It Also Doesn't Work

David Keith and Thomas Homer-Dixon argue in last weekend's Globe Essay that environmentalists oppose carbon sequestration schemes because:

1) Environmentalists are gambling that we can make the huge cuts in CO2 emissions we need simply by improving our energy efficiency and using renewables like solar and wind power.

2) They possess a deep suspicion of big business and big industry that's a residue of the leftism of the original environmental movement.

They don't mention a third reason, which is that carbon sequestration is an expensive, iffy technology that may never work. I've written briefly about some of the challenges faced by Mr. Keith's preferred CCs project here, and many other writers have pointed out the technical issues that make any such project a questionable investment.

However, what I think is most significant are the doubts expressed re carbon sequestration by those within the power generation industry itself.

For example, in his day job, Richard S. Courtney, a well known climate change denier, was once Senior Material Scientist for British Coal. That's actually a PR position, but they gave him a fancy name. Now he edits CoalTrans International (journal of the international coal trading industry. His opinion of carbon sequestration:

Firstly, the value of carbon sequestration is political: n.b. it is not technological or economic.

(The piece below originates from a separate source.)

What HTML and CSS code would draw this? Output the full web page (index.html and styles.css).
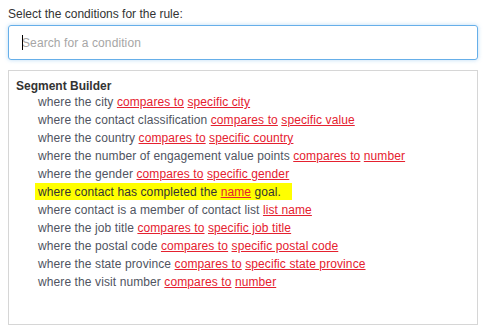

There is opposition to power generation systems that emit CO2 as waste (this is similar to opposition to nuclear power systems that emit radioactive waste). A response to the opposition is needed until the AGW scare is ended. And claims of carbon sequestration (cs) provide that needed response although eveybody knows cs would be too expensive for it to be used.

When one of Big Coal's premier representatives calls CCs a crock meant to give the industry a thin green sheen, you have to wonder if some of that residue of distrust isn't warranted, and whether Mr. Homer-Dixon and Mr. Keith are not being a little bit naive.

12 comments:

  1. Is the link you provide to Richard Courtney's statement on carbon sequestration correct?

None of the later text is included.